Detail from Rivendell

Edit, Feb. 18: I have heard from some people that they are finding it difficult or impossible to read the English subtitles in the above video. For a transcript of the subtitles as they appear in the video, click here.

The Morgan Library along with the New York Tolkien Fellowship are sponsoring a series of talks to accompany the exhibition, and I’ll post details of these along with a few other commentaries on the exhibit in a day or two. For now, though, I’ll take one more look back at the Bodleian version of the exhibition, where a series of talks also took place. One of these featured myth specialist Marina Warner and Tolkien scholars Dimitra Fimi and Verlyn Flieger. Their discussion was wide-ranging: language and mythology and the history of fantasy and so many other things. But at one moment in the Q & A, the talk turned to Tolkien’s artwork and its influence on his writing.

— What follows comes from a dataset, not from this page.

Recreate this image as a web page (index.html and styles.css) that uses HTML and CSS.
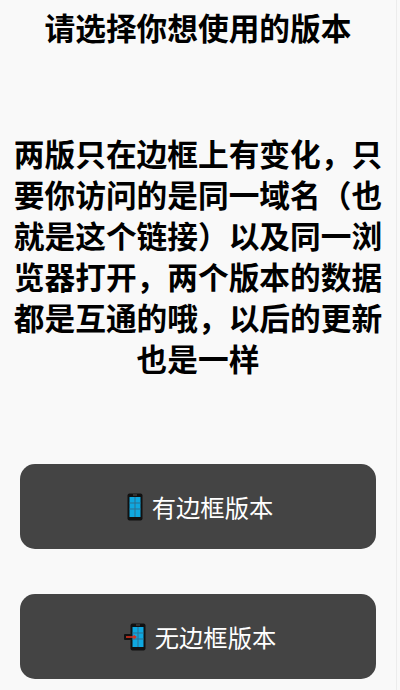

At around 1:07:10 in the video linked below, the speakers discuss the importance of maps and other images to Tolkien’s creative process, and then in a response to a question about the role of images, Verlyn Flieger (at around 1:09:45) gives a brief example to explain how Tolkien “is writing to the image.”

Oxford Podcasts: Mythopoeia: Myth-Creation and Middle-earth. https://podcasts.ox.ac.uk/mythopoeia-myth-creation-and-middle-earth

I don’t know if it’s just a coincidence, but Professor Flieger’s example of the sketch of Cirith Ungol drawn in the margins of a manuscript draft is exactly the image that my co-author Jeff MacLeod and I discussed in our Tolkien Studies article, “Visualizing the Word: Tolkien as Artist and Writer” (vol. 14, 2017, pp. 115-31). As Professor Flieger is one of the editors who oversaw the publication of our article, I’m hoping she was channelling our argument!  You can read more about our essay here. 

For more on the Tolkien: Maker of Middle-earth exhibit, see my previous post a few days ago, “Tolkien’s Favourite Landscape Artist?” and from last June, “Tolkien Art Exhibit at the Bodleian.”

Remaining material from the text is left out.